**Set problem**
Reproduce only the lines of the material below that start at the line containing "Generate a component" and stop at the line containing "icons ---------- */". Keep both end lines.

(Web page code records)
===

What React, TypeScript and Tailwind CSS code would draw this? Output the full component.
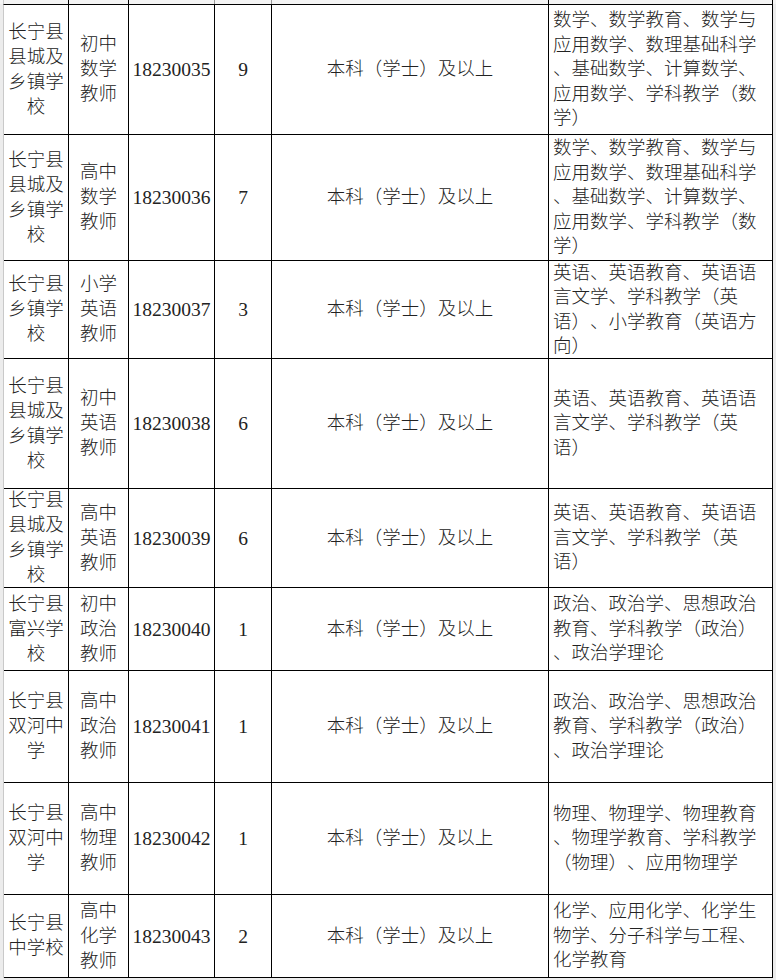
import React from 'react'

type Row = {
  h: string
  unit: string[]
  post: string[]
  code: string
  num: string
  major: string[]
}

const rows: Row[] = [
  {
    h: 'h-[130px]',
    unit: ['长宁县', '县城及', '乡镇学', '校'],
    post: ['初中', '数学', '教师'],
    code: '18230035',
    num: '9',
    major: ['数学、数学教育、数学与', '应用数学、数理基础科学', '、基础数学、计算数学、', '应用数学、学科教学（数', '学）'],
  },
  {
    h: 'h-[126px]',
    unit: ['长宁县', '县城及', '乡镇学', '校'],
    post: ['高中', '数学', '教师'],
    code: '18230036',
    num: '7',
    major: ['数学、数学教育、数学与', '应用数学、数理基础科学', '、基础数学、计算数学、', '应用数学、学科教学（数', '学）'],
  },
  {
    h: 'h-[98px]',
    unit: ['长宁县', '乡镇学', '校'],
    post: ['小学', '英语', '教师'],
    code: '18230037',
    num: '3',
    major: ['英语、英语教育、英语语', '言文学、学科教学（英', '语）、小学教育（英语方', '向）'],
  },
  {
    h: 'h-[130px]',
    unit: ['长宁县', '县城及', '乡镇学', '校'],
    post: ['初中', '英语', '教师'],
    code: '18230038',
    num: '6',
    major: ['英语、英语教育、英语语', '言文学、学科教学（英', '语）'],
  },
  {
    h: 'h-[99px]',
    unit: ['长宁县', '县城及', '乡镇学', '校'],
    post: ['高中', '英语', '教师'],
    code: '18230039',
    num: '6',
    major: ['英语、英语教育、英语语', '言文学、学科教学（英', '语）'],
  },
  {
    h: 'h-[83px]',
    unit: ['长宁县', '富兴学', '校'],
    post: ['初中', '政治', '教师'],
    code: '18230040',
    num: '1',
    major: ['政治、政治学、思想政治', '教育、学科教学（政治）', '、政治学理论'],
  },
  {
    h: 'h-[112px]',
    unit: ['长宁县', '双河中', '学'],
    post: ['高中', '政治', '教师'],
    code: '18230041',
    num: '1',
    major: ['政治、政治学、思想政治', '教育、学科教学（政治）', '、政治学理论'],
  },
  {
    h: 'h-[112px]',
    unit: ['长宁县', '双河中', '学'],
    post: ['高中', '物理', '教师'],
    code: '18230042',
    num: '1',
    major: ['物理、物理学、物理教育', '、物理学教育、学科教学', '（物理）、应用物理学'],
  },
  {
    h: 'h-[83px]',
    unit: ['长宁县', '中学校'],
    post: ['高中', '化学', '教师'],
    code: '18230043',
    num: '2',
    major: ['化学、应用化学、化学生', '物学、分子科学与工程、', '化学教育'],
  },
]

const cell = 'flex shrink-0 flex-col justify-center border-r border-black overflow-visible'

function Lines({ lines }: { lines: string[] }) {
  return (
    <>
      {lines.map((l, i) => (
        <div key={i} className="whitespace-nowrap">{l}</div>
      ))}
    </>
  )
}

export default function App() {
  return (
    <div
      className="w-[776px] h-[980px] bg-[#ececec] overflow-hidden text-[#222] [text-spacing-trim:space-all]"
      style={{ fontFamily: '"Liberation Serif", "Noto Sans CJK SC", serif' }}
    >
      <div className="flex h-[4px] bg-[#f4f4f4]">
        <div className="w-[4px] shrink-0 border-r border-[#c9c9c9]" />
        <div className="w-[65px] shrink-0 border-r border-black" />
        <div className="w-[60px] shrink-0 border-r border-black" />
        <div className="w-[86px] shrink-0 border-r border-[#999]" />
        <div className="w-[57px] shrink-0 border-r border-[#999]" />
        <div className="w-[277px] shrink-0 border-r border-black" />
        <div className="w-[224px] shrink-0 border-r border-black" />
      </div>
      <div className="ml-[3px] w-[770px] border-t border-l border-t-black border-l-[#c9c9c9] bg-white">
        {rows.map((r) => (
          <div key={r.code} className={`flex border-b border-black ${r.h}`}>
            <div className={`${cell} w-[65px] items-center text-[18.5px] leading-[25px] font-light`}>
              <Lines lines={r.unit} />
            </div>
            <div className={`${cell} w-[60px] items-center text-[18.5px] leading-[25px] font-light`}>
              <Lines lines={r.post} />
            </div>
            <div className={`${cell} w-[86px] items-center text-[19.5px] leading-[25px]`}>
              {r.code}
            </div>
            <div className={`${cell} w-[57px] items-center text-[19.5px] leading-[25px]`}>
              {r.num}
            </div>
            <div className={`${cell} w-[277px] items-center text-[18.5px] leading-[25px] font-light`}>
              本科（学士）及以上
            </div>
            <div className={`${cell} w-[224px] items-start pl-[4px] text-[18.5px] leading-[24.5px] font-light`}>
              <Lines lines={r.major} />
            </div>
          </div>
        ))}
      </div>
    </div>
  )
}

===

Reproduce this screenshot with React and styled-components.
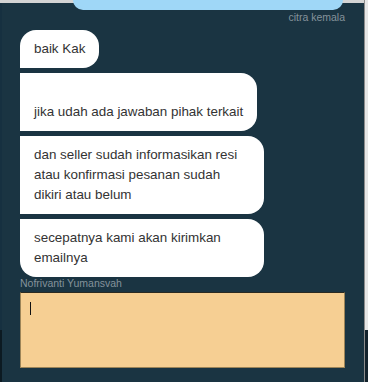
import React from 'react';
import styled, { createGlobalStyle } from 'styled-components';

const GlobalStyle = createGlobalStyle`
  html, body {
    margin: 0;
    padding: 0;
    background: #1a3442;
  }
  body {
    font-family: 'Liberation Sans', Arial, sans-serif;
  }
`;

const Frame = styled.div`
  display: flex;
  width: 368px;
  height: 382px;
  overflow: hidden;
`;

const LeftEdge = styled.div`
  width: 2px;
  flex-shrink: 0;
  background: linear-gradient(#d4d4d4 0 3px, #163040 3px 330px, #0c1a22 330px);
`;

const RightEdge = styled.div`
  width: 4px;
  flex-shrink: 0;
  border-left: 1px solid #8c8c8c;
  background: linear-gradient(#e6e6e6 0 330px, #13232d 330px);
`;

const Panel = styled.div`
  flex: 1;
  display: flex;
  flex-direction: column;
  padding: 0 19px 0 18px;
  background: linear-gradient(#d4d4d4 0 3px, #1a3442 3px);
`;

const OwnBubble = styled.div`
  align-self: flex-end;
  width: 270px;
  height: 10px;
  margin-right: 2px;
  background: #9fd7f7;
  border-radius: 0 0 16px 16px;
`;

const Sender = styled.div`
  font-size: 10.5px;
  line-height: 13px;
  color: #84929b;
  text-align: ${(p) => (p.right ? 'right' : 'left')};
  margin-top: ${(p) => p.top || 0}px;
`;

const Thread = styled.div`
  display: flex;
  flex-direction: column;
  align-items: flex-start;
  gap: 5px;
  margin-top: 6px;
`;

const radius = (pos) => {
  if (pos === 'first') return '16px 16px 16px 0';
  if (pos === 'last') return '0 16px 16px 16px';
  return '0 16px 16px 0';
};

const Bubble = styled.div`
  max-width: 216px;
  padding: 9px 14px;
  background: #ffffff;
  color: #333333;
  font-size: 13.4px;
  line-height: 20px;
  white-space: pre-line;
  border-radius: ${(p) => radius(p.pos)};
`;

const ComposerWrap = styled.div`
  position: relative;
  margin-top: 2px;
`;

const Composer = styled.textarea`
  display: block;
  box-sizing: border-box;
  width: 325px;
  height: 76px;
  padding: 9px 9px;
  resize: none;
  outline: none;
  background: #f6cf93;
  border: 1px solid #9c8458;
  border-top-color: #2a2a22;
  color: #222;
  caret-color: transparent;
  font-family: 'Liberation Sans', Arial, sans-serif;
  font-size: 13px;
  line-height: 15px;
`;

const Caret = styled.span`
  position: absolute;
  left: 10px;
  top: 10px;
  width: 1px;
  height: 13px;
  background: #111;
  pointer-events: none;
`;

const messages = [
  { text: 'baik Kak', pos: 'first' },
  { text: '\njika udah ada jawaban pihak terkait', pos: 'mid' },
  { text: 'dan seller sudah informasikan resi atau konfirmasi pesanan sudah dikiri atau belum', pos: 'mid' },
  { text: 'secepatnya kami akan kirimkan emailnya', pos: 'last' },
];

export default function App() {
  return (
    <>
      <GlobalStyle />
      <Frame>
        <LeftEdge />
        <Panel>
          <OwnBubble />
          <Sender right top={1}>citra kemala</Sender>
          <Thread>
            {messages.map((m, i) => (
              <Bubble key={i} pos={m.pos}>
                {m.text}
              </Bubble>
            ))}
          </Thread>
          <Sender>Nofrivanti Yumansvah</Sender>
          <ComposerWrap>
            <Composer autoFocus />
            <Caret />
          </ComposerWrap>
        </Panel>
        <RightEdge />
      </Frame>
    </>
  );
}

===

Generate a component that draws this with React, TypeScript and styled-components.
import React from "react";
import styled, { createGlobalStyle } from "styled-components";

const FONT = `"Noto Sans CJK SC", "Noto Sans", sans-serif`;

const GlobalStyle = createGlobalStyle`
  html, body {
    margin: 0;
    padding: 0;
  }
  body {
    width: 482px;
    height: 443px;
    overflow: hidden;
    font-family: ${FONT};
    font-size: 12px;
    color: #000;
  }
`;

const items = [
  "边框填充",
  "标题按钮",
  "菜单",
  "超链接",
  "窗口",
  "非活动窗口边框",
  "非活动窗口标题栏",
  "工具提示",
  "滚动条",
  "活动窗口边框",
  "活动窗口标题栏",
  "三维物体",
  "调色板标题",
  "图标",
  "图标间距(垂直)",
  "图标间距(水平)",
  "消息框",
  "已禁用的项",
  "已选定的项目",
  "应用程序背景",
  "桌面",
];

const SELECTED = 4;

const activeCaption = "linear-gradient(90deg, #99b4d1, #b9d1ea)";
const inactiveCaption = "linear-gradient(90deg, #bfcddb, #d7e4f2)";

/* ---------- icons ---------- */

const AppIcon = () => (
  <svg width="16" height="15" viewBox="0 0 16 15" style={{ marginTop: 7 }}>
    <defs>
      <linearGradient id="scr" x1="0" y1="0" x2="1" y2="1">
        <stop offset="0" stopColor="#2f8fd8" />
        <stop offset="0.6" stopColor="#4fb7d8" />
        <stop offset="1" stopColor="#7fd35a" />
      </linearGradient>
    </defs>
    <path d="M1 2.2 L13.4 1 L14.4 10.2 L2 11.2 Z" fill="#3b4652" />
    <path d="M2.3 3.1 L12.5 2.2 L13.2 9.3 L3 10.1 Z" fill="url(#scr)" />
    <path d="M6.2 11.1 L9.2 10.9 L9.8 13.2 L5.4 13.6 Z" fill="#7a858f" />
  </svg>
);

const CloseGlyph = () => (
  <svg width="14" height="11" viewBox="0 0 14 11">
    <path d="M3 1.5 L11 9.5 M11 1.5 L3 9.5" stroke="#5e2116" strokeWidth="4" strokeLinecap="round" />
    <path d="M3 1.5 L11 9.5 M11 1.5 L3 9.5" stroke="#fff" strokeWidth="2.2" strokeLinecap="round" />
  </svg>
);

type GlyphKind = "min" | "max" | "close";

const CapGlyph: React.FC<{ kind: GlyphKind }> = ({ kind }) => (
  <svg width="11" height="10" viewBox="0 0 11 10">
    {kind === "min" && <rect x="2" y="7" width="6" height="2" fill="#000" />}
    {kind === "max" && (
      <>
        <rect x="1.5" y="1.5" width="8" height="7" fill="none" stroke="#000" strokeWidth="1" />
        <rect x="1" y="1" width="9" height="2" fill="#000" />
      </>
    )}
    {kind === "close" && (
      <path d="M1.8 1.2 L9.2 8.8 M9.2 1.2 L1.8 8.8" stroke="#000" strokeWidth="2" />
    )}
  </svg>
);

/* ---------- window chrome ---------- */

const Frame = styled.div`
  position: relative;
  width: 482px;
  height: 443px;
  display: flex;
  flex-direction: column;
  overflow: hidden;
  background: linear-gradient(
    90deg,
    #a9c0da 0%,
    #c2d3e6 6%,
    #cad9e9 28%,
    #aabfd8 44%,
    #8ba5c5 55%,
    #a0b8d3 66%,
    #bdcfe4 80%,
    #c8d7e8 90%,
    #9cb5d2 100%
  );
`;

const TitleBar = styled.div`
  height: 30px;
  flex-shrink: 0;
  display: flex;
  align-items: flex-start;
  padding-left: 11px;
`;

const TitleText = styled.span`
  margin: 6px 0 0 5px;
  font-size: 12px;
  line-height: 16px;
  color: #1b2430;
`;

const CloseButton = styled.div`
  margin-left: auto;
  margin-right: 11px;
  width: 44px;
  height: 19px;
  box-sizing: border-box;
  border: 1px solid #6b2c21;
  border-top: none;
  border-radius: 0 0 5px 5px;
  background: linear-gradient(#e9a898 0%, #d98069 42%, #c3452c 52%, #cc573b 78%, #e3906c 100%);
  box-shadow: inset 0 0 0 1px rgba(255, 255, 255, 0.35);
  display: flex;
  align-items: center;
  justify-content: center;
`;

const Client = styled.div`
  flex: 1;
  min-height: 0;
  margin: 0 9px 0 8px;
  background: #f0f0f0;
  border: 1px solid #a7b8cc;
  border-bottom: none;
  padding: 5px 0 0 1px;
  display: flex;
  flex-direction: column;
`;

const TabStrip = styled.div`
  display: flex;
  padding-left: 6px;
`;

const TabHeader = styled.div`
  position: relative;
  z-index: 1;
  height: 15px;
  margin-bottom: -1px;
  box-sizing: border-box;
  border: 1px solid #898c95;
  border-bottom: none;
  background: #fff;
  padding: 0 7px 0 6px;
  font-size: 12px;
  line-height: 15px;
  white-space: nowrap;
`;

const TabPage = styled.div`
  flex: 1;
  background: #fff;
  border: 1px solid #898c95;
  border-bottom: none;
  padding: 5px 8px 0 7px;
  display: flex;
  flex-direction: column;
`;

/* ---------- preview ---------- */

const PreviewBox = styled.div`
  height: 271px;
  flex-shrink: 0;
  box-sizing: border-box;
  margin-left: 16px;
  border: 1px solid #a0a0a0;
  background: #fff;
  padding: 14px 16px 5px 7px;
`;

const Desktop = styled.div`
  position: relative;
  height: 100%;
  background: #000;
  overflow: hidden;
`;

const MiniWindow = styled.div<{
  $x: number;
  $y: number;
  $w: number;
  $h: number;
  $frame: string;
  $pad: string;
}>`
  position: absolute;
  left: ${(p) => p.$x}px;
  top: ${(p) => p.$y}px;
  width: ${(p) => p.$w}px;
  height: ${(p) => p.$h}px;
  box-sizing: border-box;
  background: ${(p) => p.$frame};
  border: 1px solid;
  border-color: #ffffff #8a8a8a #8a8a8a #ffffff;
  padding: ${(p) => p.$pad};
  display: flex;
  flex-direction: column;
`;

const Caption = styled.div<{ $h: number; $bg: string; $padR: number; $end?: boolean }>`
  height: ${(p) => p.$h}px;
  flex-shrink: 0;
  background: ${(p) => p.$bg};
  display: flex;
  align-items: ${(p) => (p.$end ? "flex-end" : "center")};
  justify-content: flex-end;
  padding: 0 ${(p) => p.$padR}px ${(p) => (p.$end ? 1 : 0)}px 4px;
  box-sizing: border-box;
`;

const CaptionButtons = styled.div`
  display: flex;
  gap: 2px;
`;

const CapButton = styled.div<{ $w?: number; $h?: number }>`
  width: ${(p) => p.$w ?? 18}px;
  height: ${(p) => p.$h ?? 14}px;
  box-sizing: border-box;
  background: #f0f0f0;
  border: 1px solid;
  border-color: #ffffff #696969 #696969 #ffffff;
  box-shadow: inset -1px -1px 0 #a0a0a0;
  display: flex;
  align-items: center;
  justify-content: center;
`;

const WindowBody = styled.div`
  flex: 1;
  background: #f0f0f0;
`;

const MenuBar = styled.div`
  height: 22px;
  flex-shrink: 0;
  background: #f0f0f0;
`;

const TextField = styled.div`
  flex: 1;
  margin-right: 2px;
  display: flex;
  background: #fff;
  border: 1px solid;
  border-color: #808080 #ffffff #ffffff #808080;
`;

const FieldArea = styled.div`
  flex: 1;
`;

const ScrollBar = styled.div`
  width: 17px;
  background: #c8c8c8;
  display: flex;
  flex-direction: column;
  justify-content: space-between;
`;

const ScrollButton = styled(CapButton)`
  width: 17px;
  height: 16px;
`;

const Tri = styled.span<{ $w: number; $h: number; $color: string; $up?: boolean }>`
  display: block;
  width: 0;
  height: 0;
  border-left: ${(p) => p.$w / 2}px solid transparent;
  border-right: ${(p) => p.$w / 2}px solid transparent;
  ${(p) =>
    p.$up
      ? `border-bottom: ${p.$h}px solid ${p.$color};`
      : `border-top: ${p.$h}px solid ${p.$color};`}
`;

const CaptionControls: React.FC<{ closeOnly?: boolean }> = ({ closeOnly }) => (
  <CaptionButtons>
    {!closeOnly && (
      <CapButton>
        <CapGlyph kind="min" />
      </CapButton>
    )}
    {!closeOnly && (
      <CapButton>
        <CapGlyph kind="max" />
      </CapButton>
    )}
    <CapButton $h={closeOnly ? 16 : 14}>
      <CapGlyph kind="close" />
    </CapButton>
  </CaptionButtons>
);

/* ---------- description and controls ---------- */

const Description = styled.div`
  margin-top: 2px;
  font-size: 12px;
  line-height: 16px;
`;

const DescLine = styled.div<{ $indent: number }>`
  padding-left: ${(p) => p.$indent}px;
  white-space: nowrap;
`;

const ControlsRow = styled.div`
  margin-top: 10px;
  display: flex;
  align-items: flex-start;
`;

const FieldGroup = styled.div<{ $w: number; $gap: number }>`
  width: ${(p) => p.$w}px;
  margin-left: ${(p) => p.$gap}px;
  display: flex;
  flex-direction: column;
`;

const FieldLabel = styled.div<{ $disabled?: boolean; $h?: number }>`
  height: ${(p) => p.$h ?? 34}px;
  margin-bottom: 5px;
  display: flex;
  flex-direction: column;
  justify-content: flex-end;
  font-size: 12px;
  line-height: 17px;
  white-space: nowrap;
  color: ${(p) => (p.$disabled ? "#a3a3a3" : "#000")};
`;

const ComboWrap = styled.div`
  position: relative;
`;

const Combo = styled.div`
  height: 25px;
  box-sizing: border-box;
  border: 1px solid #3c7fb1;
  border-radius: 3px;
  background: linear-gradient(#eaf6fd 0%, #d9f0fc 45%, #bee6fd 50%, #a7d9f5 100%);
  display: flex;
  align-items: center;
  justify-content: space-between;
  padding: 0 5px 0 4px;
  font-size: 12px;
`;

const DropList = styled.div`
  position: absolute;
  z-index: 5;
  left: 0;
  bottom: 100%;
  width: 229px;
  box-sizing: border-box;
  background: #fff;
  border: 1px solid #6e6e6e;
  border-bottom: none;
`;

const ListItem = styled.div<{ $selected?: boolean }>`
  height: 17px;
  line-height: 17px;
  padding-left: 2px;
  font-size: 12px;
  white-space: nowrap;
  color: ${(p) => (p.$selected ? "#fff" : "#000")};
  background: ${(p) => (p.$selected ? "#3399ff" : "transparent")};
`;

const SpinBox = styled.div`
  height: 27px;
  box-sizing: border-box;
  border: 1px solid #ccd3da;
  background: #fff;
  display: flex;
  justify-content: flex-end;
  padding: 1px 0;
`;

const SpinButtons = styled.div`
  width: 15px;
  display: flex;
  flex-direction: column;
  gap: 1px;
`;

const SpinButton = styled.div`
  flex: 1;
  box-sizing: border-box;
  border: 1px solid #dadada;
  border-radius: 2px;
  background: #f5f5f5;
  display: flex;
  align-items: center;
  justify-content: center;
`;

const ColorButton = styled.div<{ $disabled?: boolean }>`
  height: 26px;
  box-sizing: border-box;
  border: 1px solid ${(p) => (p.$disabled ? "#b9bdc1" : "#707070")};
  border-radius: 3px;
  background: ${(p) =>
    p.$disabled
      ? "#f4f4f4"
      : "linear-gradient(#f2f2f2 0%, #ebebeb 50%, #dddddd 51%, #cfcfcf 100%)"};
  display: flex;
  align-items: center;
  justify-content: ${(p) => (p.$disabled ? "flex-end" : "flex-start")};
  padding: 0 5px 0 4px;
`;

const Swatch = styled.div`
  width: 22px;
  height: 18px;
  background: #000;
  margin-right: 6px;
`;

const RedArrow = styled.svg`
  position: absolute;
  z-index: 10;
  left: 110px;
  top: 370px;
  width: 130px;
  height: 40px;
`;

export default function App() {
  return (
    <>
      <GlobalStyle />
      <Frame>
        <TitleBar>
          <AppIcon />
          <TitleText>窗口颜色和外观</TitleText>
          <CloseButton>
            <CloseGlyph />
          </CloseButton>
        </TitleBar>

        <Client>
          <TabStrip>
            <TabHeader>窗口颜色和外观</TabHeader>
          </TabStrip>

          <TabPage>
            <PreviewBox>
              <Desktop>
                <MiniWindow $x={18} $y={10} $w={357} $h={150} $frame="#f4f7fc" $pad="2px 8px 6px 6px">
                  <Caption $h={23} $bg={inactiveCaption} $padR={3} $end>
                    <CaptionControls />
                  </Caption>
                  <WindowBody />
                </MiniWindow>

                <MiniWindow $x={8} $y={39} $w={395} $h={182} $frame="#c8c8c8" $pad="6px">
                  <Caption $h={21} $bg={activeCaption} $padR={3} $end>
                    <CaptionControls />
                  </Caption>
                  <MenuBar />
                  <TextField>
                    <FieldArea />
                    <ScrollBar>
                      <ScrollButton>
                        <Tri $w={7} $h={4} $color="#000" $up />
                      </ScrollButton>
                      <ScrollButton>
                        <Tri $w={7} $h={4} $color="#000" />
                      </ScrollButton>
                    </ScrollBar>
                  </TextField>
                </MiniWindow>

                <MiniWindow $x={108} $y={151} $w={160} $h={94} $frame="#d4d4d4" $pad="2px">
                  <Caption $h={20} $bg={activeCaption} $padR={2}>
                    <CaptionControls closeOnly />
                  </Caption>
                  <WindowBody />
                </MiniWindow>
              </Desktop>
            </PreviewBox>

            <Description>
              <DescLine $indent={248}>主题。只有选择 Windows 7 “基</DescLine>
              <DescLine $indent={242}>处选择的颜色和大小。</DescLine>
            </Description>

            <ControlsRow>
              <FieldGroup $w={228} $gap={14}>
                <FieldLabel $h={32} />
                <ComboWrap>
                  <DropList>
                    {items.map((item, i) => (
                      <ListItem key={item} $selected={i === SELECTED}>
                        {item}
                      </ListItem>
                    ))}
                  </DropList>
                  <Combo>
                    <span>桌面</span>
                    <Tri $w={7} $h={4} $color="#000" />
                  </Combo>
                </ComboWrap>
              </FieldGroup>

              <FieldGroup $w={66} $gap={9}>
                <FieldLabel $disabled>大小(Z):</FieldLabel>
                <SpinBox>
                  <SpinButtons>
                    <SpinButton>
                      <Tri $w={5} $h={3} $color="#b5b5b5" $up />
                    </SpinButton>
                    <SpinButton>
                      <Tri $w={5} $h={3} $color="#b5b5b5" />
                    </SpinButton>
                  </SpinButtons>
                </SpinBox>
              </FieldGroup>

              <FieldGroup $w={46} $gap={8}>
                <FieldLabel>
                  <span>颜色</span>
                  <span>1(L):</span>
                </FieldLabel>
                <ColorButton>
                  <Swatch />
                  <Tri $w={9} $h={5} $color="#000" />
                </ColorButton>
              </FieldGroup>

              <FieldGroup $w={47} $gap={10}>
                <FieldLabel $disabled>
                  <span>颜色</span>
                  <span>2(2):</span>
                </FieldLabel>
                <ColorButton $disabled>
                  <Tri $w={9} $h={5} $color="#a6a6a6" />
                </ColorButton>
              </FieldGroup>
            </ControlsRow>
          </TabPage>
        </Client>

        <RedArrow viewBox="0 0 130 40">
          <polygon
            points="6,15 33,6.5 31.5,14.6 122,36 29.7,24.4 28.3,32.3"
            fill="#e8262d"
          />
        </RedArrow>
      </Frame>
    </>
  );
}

===

**Exercise response**
Generate a component that draws this with React, TypeScript and styled-components.
import React from "react";
import styled, { createGlobalStyle } from "styled-components";

const FONT = `"Noto Sans CJK SC", "Noto Sans", sans-serif`;

const GlobalStyle = createGlobalStyle`
  html, body {
    margin: 0;
    padding: 0;
  }
  body {
    width: 482px;
    height: 443px;
    overflow: hidden;
    font-family: ${FONT};
    font-size: 12px;
    color: #000;
  }
`;

const items = [
  "边框填充",
  "标题按钮",
  "菜单",
  "超链接",
  "窗口",
  "非活动窗口边框",
  "非活动窗口标题栏",
  "工具提示",
  "滚动条",
  "活动窗口边框",
  "活动窗口标题栏",
  "三维物体",
  "调色板标题",
  "图标",
  "图标间距(垂直)",
  "图标间距(水平)",
  "消息框",
  "已禁用的项",
  "已选定的项目",
  "应用程序背景",
  "桌面",
];

const SELECTED = 4;

const activeCaption = "linear-gradient(90deg, #99b4d1, #b9d1ea)";
const inactiveCaption = "linear-gradient(90deg, #bfcddb, #d7e4f2)";

/* ---------- icons ---------- */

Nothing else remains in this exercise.